Get familiar with these simple tips to keep the home eco-friendly during the summer months.
While wet appliances count to 10% of a household’s overall energy footprint, according to the Energy Saving Trust, the warmer weather fortunately provides an alternative to endless washing machine and tumble dryer cycles. Washing full loads only and applying the cold water setting can cut energy use
right down, and hanging clothes outside on the washing line or near an open window should come second nature. Synthetic fibres, such as polyester, tend to cling onto more smells and require more machine washing, so opting for natural fibres like organic cotton when shopping for new clothes is also a handy way to save.
Be Water Wise
Simple water-saving solutions at home can make every drop count during the summer as the temperature ramps up. With showers, toilets, and sinks consuming more than two thirds of household water, having a rejig of the bathroom routine can be the most effective way to start. Take a few minutes in the shower rather than a long soak in the tub, and check for any leaks in the taps and pipes for unnecessary wastage. Reuse the paddling pool water for the lawn and plants during the cooler mornings and evenings to help the water get straight to the roots and minimise the impact of evaporation.
While house insulation is mainly associated with keeping homes warm, it’s also an effective way of slowing down the movement of heat and keeping families cool during the summer. Reducing the household’s carbon footprint, chilling out using properly installed insulation instead of running fans, dehumidifiers, and water coolers is also a good way to skirt around expensive energy bills.
Using blackout curtains to shade east and west-facing window is meanwhile a good DIY-method to keep the temperatures down, while keeping the windows closed during the day to avoid any unwanted humidity and heat.
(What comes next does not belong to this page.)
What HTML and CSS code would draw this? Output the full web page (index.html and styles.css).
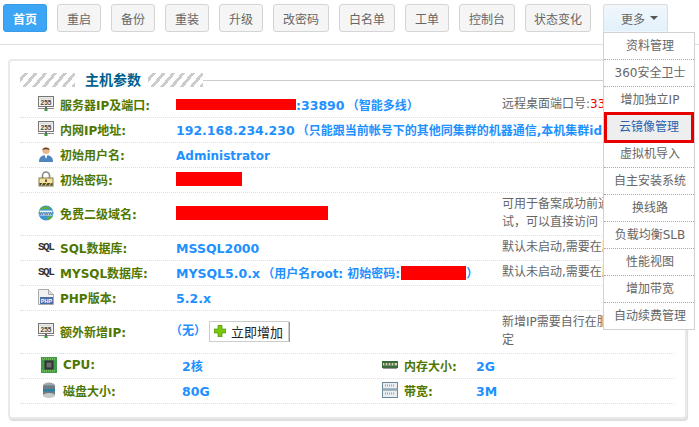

Sticking to minimal cooking methods during the summer is a useful approach to making the home eco-friendlier while ensuring the kitchen won’t heat up any more than it has to. Avoid the oven, use the stove sparingly, and go for colder meals to keep the home refreshed and avoid excess energy use in the house. Creating your own compost from food scraps also a great way to curb food wastage in the kitchen and keep the garden naturally fertilised. When it comes to the next BBQ party, using organic coals to avoid unnecessary chemical additives and reducing the meat by grilling up more plant-based foods will also score plenty of green credentials.
Keep the freezer happy
After filling to the brim with refreshing goodies, your freezer is likely to be working overtime during the hot summer months, which can risk it overheating and overloading on carbon emissions. Giving the appliance a regular defrost and a proper clean every few weeks will keep it in top condition and running smoothly, while leaving enough space inside to let the air circulate properly. Leave at least one inch of extra space on all sides, repackage food into smaller bags, and try not to take a peak inside too often unless you need to!